**What is being asked:**
Print every line of the listing exactly, please.

─── Data segment

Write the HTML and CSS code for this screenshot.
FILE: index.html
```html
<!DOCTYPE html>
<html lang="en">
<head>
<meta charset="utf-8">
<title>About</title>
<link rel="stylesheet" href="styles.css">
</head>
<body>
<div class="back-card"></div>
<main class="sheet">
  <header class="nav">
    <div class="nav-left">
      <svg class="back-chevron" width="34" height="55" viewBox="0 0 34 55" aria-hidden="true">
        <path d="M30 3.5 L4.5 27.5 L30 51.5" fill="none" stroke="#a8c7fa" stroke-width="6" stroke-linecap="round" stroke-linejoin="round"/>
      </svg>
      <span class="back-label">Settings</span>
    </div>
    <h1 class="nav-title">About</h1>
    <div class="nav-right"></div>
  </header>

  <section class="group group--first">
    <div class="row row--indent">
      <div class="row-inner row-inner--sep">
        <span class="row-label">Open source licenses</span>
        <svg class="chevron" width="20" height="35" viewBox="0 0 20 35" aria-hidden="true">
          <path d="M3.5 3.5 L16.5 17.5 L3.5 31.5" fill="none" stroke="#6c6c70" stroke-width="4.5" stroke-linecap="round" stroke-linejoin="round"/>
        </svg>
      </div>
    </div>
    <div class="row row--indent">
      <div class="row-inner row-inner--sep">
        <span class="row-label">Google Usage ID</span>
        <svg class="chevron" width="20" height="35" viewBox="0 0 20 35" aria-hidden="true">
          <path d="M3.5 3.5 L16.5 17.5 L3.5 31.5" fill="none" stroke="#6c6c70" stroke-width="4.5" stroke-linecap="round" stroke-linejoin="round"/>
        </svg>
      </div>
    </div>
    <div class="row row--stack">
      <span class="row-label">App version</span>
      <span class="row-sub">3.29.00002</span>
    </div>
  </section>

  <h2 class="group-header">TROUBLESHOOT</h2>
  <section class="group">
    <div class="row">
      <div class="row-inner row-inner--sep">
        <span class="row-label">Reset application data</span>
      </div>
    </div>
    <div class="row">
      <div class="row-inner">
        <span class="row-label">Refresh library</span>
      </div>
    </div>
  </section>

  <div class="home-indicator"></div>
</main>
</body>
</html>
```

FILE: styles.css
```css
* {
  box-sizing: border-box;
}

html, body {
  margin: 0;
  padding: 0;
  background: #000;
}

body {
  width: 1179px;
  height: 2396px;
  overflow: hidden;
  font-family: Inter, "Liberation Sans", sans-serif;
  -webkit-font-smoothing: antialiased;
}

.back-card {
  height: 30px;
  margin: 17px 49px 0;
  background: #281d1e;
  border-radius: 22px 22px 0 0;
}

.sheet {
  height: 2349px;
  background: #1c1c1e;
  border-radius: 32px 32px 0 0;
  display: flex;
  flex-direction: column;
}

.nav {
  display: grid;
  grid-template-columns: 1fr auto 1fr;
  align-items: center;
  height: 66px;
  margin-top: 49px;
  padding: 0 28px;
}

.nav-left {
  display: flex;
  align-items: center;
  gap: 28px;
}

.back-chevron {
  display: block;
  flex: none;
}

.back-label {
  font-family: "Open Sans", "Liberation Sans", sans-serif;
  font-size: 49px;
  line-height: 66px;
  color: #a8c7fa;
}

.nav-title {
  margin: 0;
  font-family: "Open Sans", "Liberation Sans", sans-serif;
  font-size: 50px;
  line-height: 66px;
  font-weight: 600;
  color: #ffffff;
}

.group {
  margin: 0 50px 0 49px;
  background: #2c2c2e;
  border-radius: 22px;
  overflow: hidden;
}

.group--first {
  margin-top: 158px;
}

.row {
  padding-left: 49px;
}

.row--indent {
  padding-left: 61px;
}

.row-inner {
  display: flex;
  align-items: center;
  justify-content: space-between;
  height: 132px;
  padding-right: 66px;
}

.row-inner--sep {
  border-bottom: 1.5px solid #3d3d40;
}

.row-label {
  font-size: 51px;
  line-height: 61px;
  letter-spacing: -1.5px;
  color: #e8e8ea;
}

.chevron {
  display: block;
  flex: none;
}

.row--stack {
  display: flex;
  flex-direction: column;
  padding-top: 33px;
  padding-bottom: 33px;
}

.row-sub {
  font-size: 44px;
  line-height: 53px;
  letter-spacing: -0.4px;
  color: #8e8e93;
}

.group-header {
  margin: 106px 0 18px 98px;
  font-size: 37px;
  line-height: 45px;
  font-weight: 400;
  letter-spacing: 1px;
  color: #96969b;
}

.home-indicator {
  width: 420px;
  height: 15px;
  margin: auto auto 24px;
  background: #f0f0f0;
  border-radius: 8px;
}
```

──────

**Task output:**
Write the HTML and CSS code for this screenshot.
FILE: index.html
```html
<!DOCTYPE html>
<html lang="en">
<head>
<meta charset="utf-8">
<title>About</title>
<link rel="stylesheet" href="styles.css">
</head>
<body>
<div class="back-card"></div>
<main class="sheet">
  <header class="nav">
    <div class="nav-left">
      <svg class="back-chevron" width="34" height="55" viewBox="0 0 34 55" aria-hidden="true">
        <path d="M30 3.5 L4.5 27.5 L30 51.5" fill="none" stroke="#a8c7fa" stroke-width="6" stroke-linecap="round" stroke-linejoin="round"/>
      </svg>
      <span class="back-label">Settings</span>
    </div>
    <h1 class="nav-title">About</h1>
    <div class="nav-right"></div>
  </header>

  <section class="group group--first">
    <div class="row row--indent">
      <div class="row-inner row-inner--sep">
        <span class="row-label">Open source licenses</span>
        <svg class="chevron" width="20" height="35" viewBox="0 0 20 35" aria-hidden="true">
          <path d="M3.5 3.5 L16.5 17.5 L3.5 31.5" fill="none" stroke="#6c6c70" stroke-width="4.5" stroke-linecap="round" stroke-linejoin="round"/>
        </svg>
      </div>
    </div>
    <div class="row row--indent">
      <div class="row-inner row-inner--sep">
        <span class="row-label">Google Usage ID</span>
        <svg class="chevron" width="20" height="35" viewBox="0 0 20 35" aria-hidden="true">
          <path d="M3.5 3.5 L16.5 17.5 L3.5 31.5" fill="none" stroke="#6c6c70" stroke-width="4.5" stroke-linecap="round" stroke-linejoin="round"/>
        </svg>
      </div>
    </div>
    <div class="row row--stack">
      <span class="row-label">App version</span>
      <span class="row-sub">3.29.00002</span>
    </div>
  </section>

  <h2 class="group-header">TROUBLESHOOT</h2>
  <section class="group">
    <div class="row">
      <div class="row-inner row-inner--sep">
        <span class="row-label">Reset application data</span>
      </div>
    </div>
    <div class="row">
      <div class="row-inner">
        <span class="row-label">Refresh library</span>
      </div>
    </div>
  </section>

  <div class="home-indicator"></div>
</main>
</body>
</html>
```

FILE: styles.css
```css
* {
  box-sizing: border-box;
}

html, body {
  margin: 0;
  padding: 0;
  background: #000;
}

body {
  width: 1179px;
  height: 2396px;
  overflow: hidden;
  font-family: Inter, "Liberation Sans", sans-serif;
  -webkit-font-smoothing: antialiased;
}

.back-card {
  height: 30px;
  margin: 17px 49px 0;
  background: #281d1e;
  border-radius: 22px 22px 0 0;
}

.sheet {
  height: 2349px;
  background: #1c1c1e;
  border-radius: 32px 32px 0 0;
  display: flex;
  flex-direction: column;
}

.nav {
  display: grid;
  grid-template-columns: 1fr auto 1fr;
  align-items: center;
  height: 66px;
  margin-top: 49px;
  padding: 0 28px;
}

.nav-left {
  display: flex;
  align-items: center;
  gap: 28px;
}

.back-chevron {
  display: block;
  flex: none;
}

.back-label {
  font-family: "Open Sans", "Liberation Sans", sans-serif;
  font-size: 49px;
  line-height: 66px;
  color: #a8c7fa;
}

.nav-title {
  margin: 0;
  font-family: "Open Sans", "Liberation Sans", sans-serif;
  font-size: 50px;
  line-height: 66px;
  font-weight: 600;
  color: #ffffff;
}

.group {
  margin: 0 50px 0 49px;
  background: #2c2c2e;
  border-radius: 22px;
  overflow: hidden;
}

.group--first {
  margin-top: 158px;
}

.row {
  padding-left: 49px;
}

.row--indent {
  padding-left: 61px;
}

.row-inner {
  display: flex;
  align-items: center;
  justify-content: space-between;
  height: 132px;
  padding-right: 66px;
}

.row-inner--sep {
  border-bottom: 1.5px solid #3d3d40;
}

.row-label {
  font-size: 51px;
  line-height: 61px;
  letter-spacing: -1.5px;
  color: #e8e8ea;
}

.chevron {
  display: block;
  flex: none;
}

.row--stack {
  display: flex;
  flex-direction: column;
  padding-top: 33px;
  padding-bottom: 33px;
}

.row-sub {
  font-size: 44px;
  line-height: 53px;
  letter-spacing: -0.4px;
  color: #8e8e93;
}

.group-header {
  margin: 106px 0 18px 98px;
  font-size: 37px;
  line-height: 45px;
  font-weight: 400;
  letter-spacing: 1px;
  color: #96969b;
}

.home-indicator {
  width: 420px;
  height: 15px;
  margin: auto auto 24px;
  background: #f0f0f0;
  border-radius: 8px;
}
```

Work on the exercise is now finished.